The presence of strong peaks in the amplitude spectrum of the original series exceeding 99.99 percent amplitude level of the chaotic series means that the probability of casual appearanse of these peaks is less than 0.01 percent. The progenitor of V445 Pup was evidently a periodic variable star. The multiplicity of peaks means that we have multiple solution for periodicity with the Moscow and Sonneberg series.

The spectral window (Fig. 3b) demonstrates the periodicity in time discontinuities in our series amounting to the sidereal day (Psd = 0d.997262) and of Psd/n, where n = 2, 3, 4.... The amplitudes of these peaks decrease when the period decreases because of increasing phase window. The phase window for Psd is 0.2. Thus, for each peak in window spectrum, we have a pair of symmetrically located alias peaks in the amplitude spectrum. The light curves corresponding to this pair of peaks have reverse phase count, so they look as mirror-reflection ones. The list of periods and frequencies of aliases is given in Table 6. One can see that the dominating peaks are sidereal-day-related. The formula of corresponding interdependence is given for each peak in the last column, `Remark', of Table 6. For f0, we chose the lowest-frequency wave with the highest amplitude.
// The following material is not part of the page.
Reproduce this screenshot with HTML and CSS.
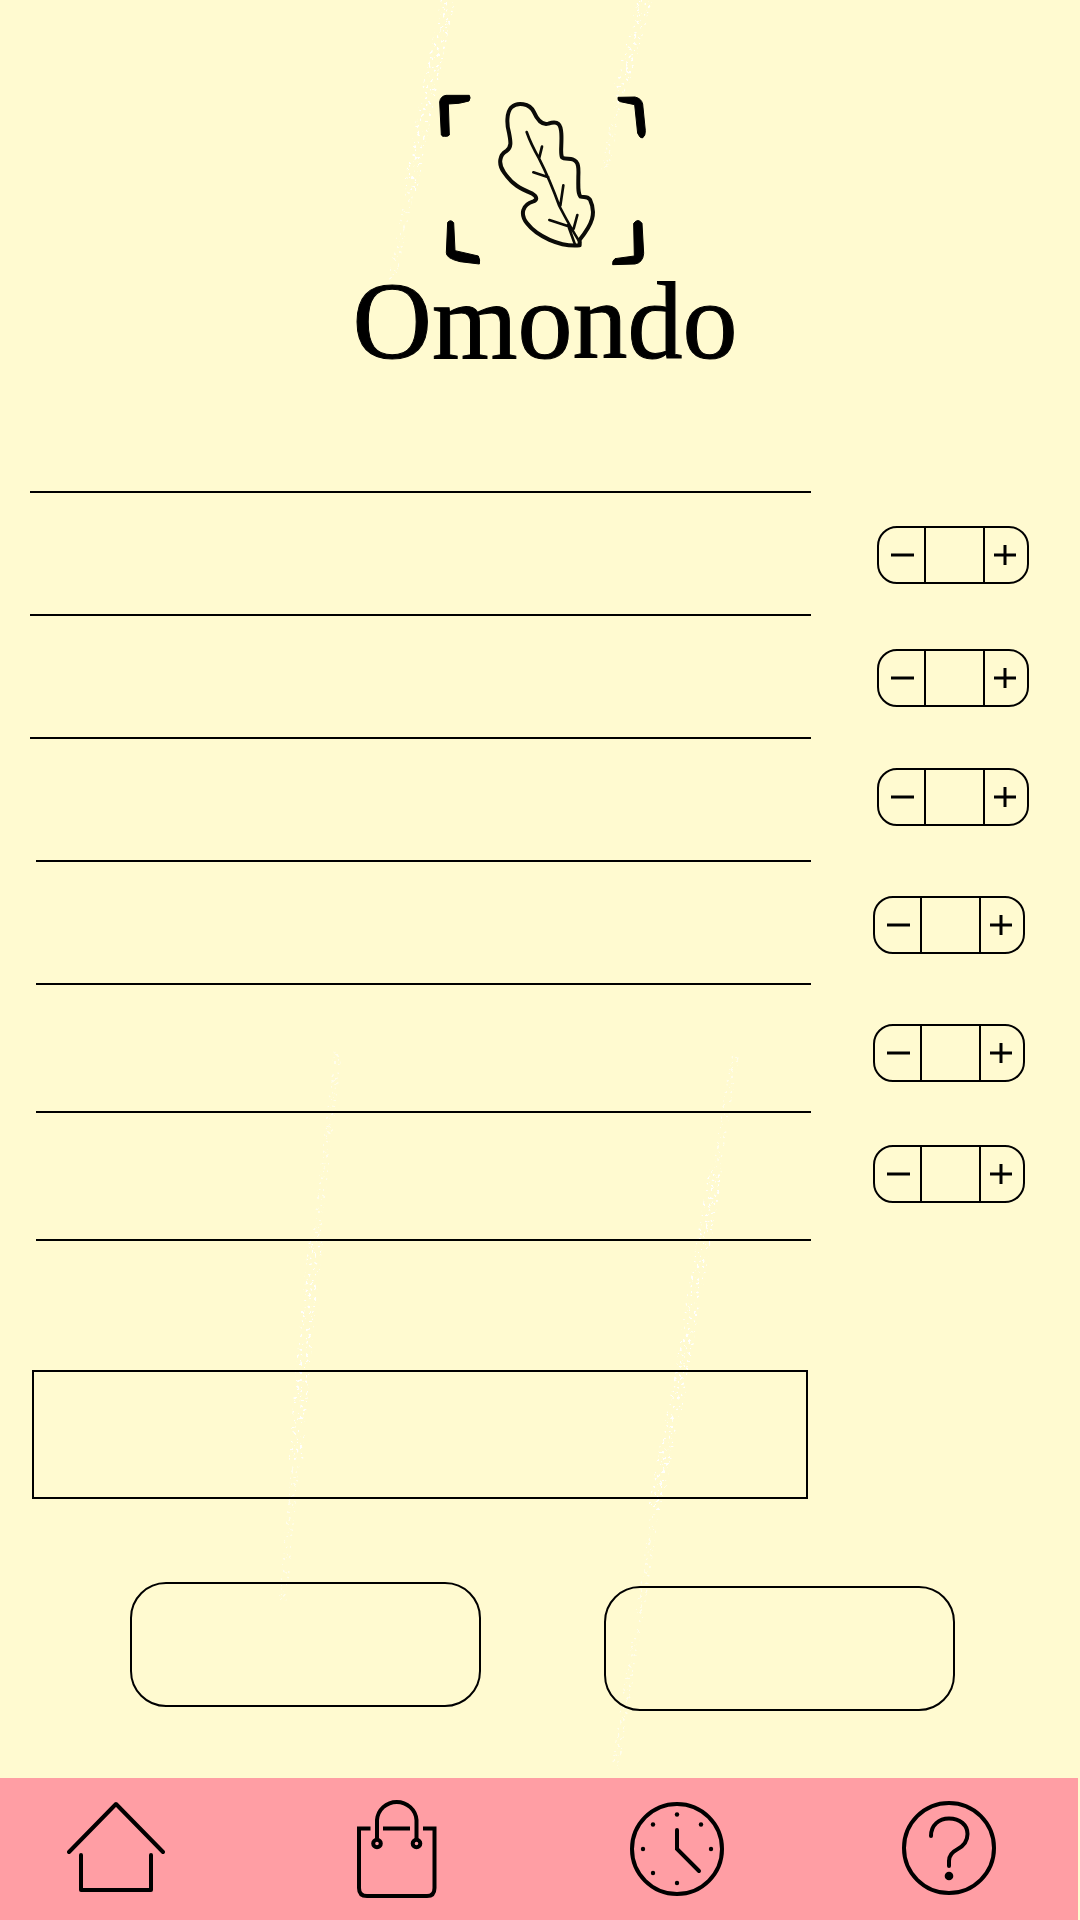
FILE: index.html
```html
<!DOCTYPE html>
<html lang="en">
<head>
<meta charset="utf-8">
<meta name="viewport" content="width=device-width, initial-scale=1">
<title>Omondo</title>
<link rel="stylesheet" href="styles.css">
</head>
<body>
<!-- Paper texture behind the page -->
<svg class="texture" viewBox="0 0 1080 1920" preserveAspectRatio="none" aria-hidden="true">
  <filter id="speckle" filterUnits="userSpaceOnUse" x="0" y="0" width="1080" height="1920">
    <feTurbulence type="fractalNoise" baseFrequency="0.35" numOctaves="2" seed="4"/>
    <feColorMatrix values="0 0 0 0 1  0 0 0 0 1  0 0 0 0 1  14 0 0 0 -8.600"/>
    <feComposite in2="SourceAlpha" operator="in"/>
  </filter>
  <g filter="url(#speckle)">
    <path class="streak" d="M645 0 L634 40 L620 90 M448 0 L425 110 L410 190"/>
    <path class="streak" d="M316 1240 L308 1310 L302 1380 L296 1460 M716 1170 L704 1240 L690 1320 L681 1380 L666 1450 L655 1510"/>
    <path class="streak faint" d="M338 1050 L330 1120 L316 1240 M296 1460 L290 1520 L283 1600 M735 1055 L716 1170 M655 1510 L645 1580 L632 1660 L615 1770 M620 90 L605 170 M410 190 L392 280"/>
  </g>
</svg>
<header class="brand">
  <svg class="brand-mark" viewBox="0 0 1230 558" aria-hidden="true">
    <g class="corners">
      <path d="M304 165 Q306 170 314 169 Q325 170 328 165 L325 72 Q360 72 387 63 Q393 53 388 46 L318 46 Q301 49 299 66 Z"/>
      <path d="M834 52 Q832 63 841 65 L884 74 L893 160 Q900 175 907 174 Q917 168 916 152 L908 72 Q904 55 885 51 Z"/>
      <path d="M323 427 Q332 417 341 428 L345 512 L415 528 Q421 540 418 552 L360 545 Q318 535 319 518 Z"/>
      <path d="M881 430 Q894 413 906 430 L911 520 Q909 548 885 552 L818 554 Q816 543 825 536 L883 528 Z"/>
    </g>
    <g class="leaf">
      <path class="leaf-edge" d="M719 496 C660 502 590 468 561 430 C540 403 546 374 580 364 C592 360 592 350 577 341 C540 325 518 315 492 277 C472 249 481 224 498 214 C516 202 512 184 507 158 C500 134 499 98 514 82 C532 65 569 70 581 95 C592 120 606 136 625 131 C656 121 662 134 664 160 C666 196 660 220 666 232 C672 238 688 235 698 238 C717 244 716 266 715 290 C715 318 713 342 722 350 C732 353 741 347 750 359 C769 399 758 431 719 479 Z"/>
      <path class="leaf-vein" d="M560 156 Q573 193 597 235 Q630 300 658 378 Q690 440 720 488 M684 435 L705 494 M606 200 L598 232 M580 277 L625 292 M670 316 L661 377 M628 420 L690 440 M712 405 L701 446"/>
    </g>
  </svg>
  <h1 class="brand-name">Omondo</h1>
</header>

<main class="page">
  <section class="order" aria-label="Order">
    <ul class="lines">
      <li class="line"></li>
      <li class="line"></li>
      <li class="line"></li>
      <li class="line line-inset"></li>
      <li class="line line-inset"></li>
      <li class="line line-inset"></li>
    </ul>
    <div class="steppers">
      <div class="stepper">
        <button type="button" aria-label="Remove one of item 1"><svg class="sign" viewBox="0 0 24 24"><path d="M1 12H24"/></svg></button>
        <input type="text" inputmode="numeric" aria-label="Quantity of item 1">
        <button type="button" aria-label="Add one of item 1"><svg class="sign" viewBox="0 0 24 24"><path d="M0 12H22M11 2V22"/></svg></button>
      </div>
      <div class="stepper">
        <button type="button" aria-label="Remove one of item 2"><svg class="sign" viewBox="0 0 24 24"><path d="M1 12H24"/></svg></button>
        <input type="text" inputmode="numeric" aria-label="Quantity of item 2">
        <button type="button" aria-label="Add one of item 2"><svg class="sign" viewBox="0 0 24 24"><path d="M0 12H22M11 2V22"/></svg></button>
      </div>
      <div class="stepper">
        <button type="button" aria-label="Remove one of item 3"><svg class="sign" viewBox="0 0 24 24"><path d="M1 12H24"/></svg></button>
        <input type="text" inputmode="numeric" aria-label="Quantity of item 3">
        <button type="button" aria-label="Add one of item 3"><svg class="sign" viewBox="0 0 24 24"><path d="M0 12H22M11 2V22"/></svg></button>
      </div>
      <div class="stepper stepper-inset">
        <button type="button" aria-label="Remove one of item 4"><svg class="sign" viewBox="0 0 24 24"><path d="M1 12H24"/></svg></button>
        <input type="text" inputmode="numeric" aria-label="Quantity of item 4">
        <button type="button" aria-label="Add one of item 4"><svg class="sign" viewBox="0 0 24 24"><path d="M0 12H22M11 2V22"/></svg></button>
      </div>
      <div class="stepper stepper-inset">
        <button type="button" aria-label="Remove one of item 5"><svg class="sign" viewBox="0 0 24 24"><path d="M1 12H24"/></svg></button>
        <input type="text" inputmode="numeric" aria-label="Quantity of item 5">
        <button type="button" aria-label="Add one of item 5"><svg class="sign" viewBox="0 0 24 24"><path d="M0 12H22M11 2V22"/></svg></button>
      </div>
      <div class="stepper stepper-inset">
        <button type="button" aria-label="Remove one of item 6"><svg class="sign" viewBox="0 0 24 24"><path d="M1 12H24"/></svg></button>
        <input type="text" inputmode="numeric" aria-label="Quantity of item 6">
        <button type="button" aria-label="Add one of item 6"><svg class="sign" viewBox="0 0 24 24"><path d="M0 12H22M11 2V22"/></svg></button>
      </div>
    </div>
  </section>

  <div class="summary">
    <input class="summary-box" type="text" aria-label="Order summary">
  </div>

  <div class="actions">
    <button class="action" type="button" aria-label="Cancel"></button>
    <button class="action action-low" type="button" aria-label="Confirm"></button>
  </div>
</main>

<nav class="tabs" aria-label="Main">
  <a class="tab" href="#home" aria-label="Home">
    <svg class="tab-icon" viewBox="0 0 98 106"><g class="round"><path d="M2 56 L49 8 L96 56"/><path d="M14 59 V94 H84 V59"/></g></svg>
  </a>
  <a class="tab" href="#bag" aria-label="Bag">
    <svg class="tab-icon" viewBox="0 0 98 106"><g class="bold"><path d="M22.500 32.500 H11 V92 Q11 100 19 100 H79 Q86.500 100 86.500 92 V32.500 H75 M35 32.500 H62"/><path d="M29 43 V24 A19.800 19.500 0 0 1 68.500 24 V43"/><circle cx="29" cy="47.500" r="3.800"/><circle cx="68.500" cy="47.500" r="3.800"/></g></svg>
  </a>
  <a class="tab" href="#history" aria-label="History">
    <svg class="tab-icon" viewBox="0 0 98 106"><g class="bold"><circle cx="49" cy="53" r="45"/><path d="M49 34 V53 L71 75"/></g><g class="solid"><circle cx="49" cy="18.500" r="2.200"/><circle cx="49" cy="87" r="2.200"/><circle cx="15" cy="53" r="2.200"/><circle cx="83" cy="53" r="2.200"/><circle cx="25" cy="28.500" r="2.200"/><circle cx="73" cy="28.500" r="2.200"/><circle cx="25" cy="77" r="2.200"/></g></svg>
  </a>
  <a class="tab" href="#help" aria-label="Help">
    <svg class="tab-icon" viewBox="0 0 98 106"><g class="bold"><circle cx="49" cy="52" r="45"/><path d="M31 40 C31 29 39 22.500 49 22.500 C60 22.500 67.500 29 67.500 38 C67.500 46 62 51 57 53.500 C51 56.500 49 60 49 65 V70"/></g><g class="solid"><circle cx="49" cy="80" r="4.300"/></g></svg>
  </a>
</nav>
</body>
</html>
```
FILE: styles.css
```css
* {
  box-sizing: border-box;
}

body {
  margin: 0;
  min-height: 100vh;
  position: relative;
  display: flex;
  flex-direction: column;
  background: #fffad0;
  color: #000;
  font-family: "Liberation Serif", serif;
}

button,
input {
  margin: 0;
  padding: 0;
  border: 0;
  border-radius: 0;
  background: transparent;
  color: inherit;
  font: inherit;
}

.texture {
  position: absolute;
  inset: 0;
  width: 100%;
  height: 100%;
  z-index: -1;
}

.streak {
  fill: none;
  stroke: #fff;
  stroke-width: 14;
  stroke-linejoin: round;
}

.faint {
  stroke-width: 8;
  opacity: 0.6;
}

/* Brand */

.brand {
  display: flex;
  flex-direction: column;
  align-items: center;
  padding: 80px 0 0 10px;
}

.brand-mark {
  width: 410px;
  height: 186px;
}

.corners {
  stroke: #000;
  stroke-width: 3;
  stroke-linejoin: round;
}

.leaf {
  fill: none;
  stroke: #0b0b08;
  stroke-linecap: round;
  stroke-linejoin: round;
}

.leaf-edge {
  stroke-width: 12;
}

.leaf-vein {
  stroke-width: 8;
}

.brand-name {
  margin: 0;
  font-size: 110px;
  line-height: 110px;
  font-weight: 400;
  -webkit-text-stroke: 1px #000;
}

/* Order list */

.page {
  flex: 1;
  padding-top: 115px;
}

.order {
  display: grid;
  grid-template-columns: 1fr 152px;
  column-gap: 66px;
  padding: 0 51px 0 30px;
}

.lines {
  display: grid;
  grid-template-rows: repeat(4, 123px) 128px 130px;
  margin: 0;
  padding: 0;
  list-style: none;
}

.line {
  border-top: 2px solid #000;
}

.line-inset {
  margin-left: 6px;
}

.line:last-child {
  border-bottom: 2px solid #000;
}

.steppers {
  display: grid;
  grid-template-rows: 123px 119px 128px 128px 121px 58px;
  align-content: start;
  padding-top: 35px;
}

.stepper {
  display: grid;
  grid-template-columns: 45px 61px 1fr;
  width: 152px;
  height: 58px;
  border: 2px solid #000;
  border-radius: 20px;
}

.stepper-inset {
  margin-left: -4px;
}

.stepper button {
  display: flex;
  align-items: center;
  justify-content: center;
}

.stepper input {
  width: 100%;
  height: 100%;
  border: solid #000;
  border-width: 0 2px;
  text-align: center;
  font-size: 24px;
}

.sign {
  width: 24px;
  height: 24px;
  fill: none;
  stroke: #000;
  stroke-width: 3;
}

/* Summary and actions */

.summary {
  display: flex;
  padding: 129px 272px 0 32px;
}

.summary-box {
  flex: 1;
  height: 129px;
  padding: 0 24px;
  border: 2px solid #000;
  font-size: 32px;
}

.actions {
  display: grid;
  grid-template-columns: 1fr 1fr;
  grid-template-rows: 129px;
  align-items: start;
  gap: 123px;
  padding: 83px 125px 60px 130px;
}

.action {
  height: 125px;
  border: 2px solid #000;
  border-radius: 36px;
}

.action-low {
  align-self: end;
}

/* Bottom tabs */

.tabs {
  display: grid;
  grid-template-columns: 281fr 280fr 272fr 98px;
  align-items: center;
  height: 142px;
  margin-right: 2px;
  padding: 0 80px 0 67px;
  background: #ff9ea4;
}

.tab {
  display: flex;
  width: 98px;
  color: inherit;
}

.tab-icon {
  width: 98px;
  height: 106px;
  fill: none;
  stroke: #000;
  stroke-linecap: round;
}

.round {
  stroke-width: 4;
  stroke-linejoin: round;
}

.bold {
  stroke-width: 4;
  stroke-linecap: butt;
}

.bold path:last-child {
  stroke-linecap: round;
}

.solid {
  fill: #000;
  stroke: none;
}
```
Peaks of a lunar month (29.5 days) and of about a year (363 days) in the spectrum of the window are also present, which are responsible for combs of small peaks located around sidereal-day-related peaks in the star spectrum.

Fig. 4. The light curves plotted for the periods determined with Deeming (1975) method and presented in Table 6. The elements used to calculate phases are given below each curve.


The light curves corresponding to all alias periods are given in Fig. 4. These are single-wave curves. The light curves are approximately sinusoidal, the full amplitude of the sine wave is about 0m.4. Formally, the Deeming method reveals the highest-amplitude light curves for two periods, 1d.871862±0d.00009 and 2d.134469±0d.00011 with equal half amplitudes of 0m.22. The scatter of all the light curves reveals essential intrinsic variability. A few points do evidently contradict the sinusoidal solution. We verified these points and confirmed their Julian dates and magnitudes. These light curves may represent the case of reflection effect on the surface of a secondary star due to heating of a part of its surface by the X-ray or short-wavelength radiation coming from the primary star. However, no X-ray source was associated with V445 Pup before its outburst. In principle, such light curves may arise due to a large hot spot on the surface of a star. FK Com-type stars may be examples of a rotating star having a hot spot on the surface. These stars are considered to be close binary systems with a common envelope.

Fig. 5. The light curves plotted for double periods determined with the Deeming (1975) method and given in Table 6. The elements used to calculate phases are given below each curve.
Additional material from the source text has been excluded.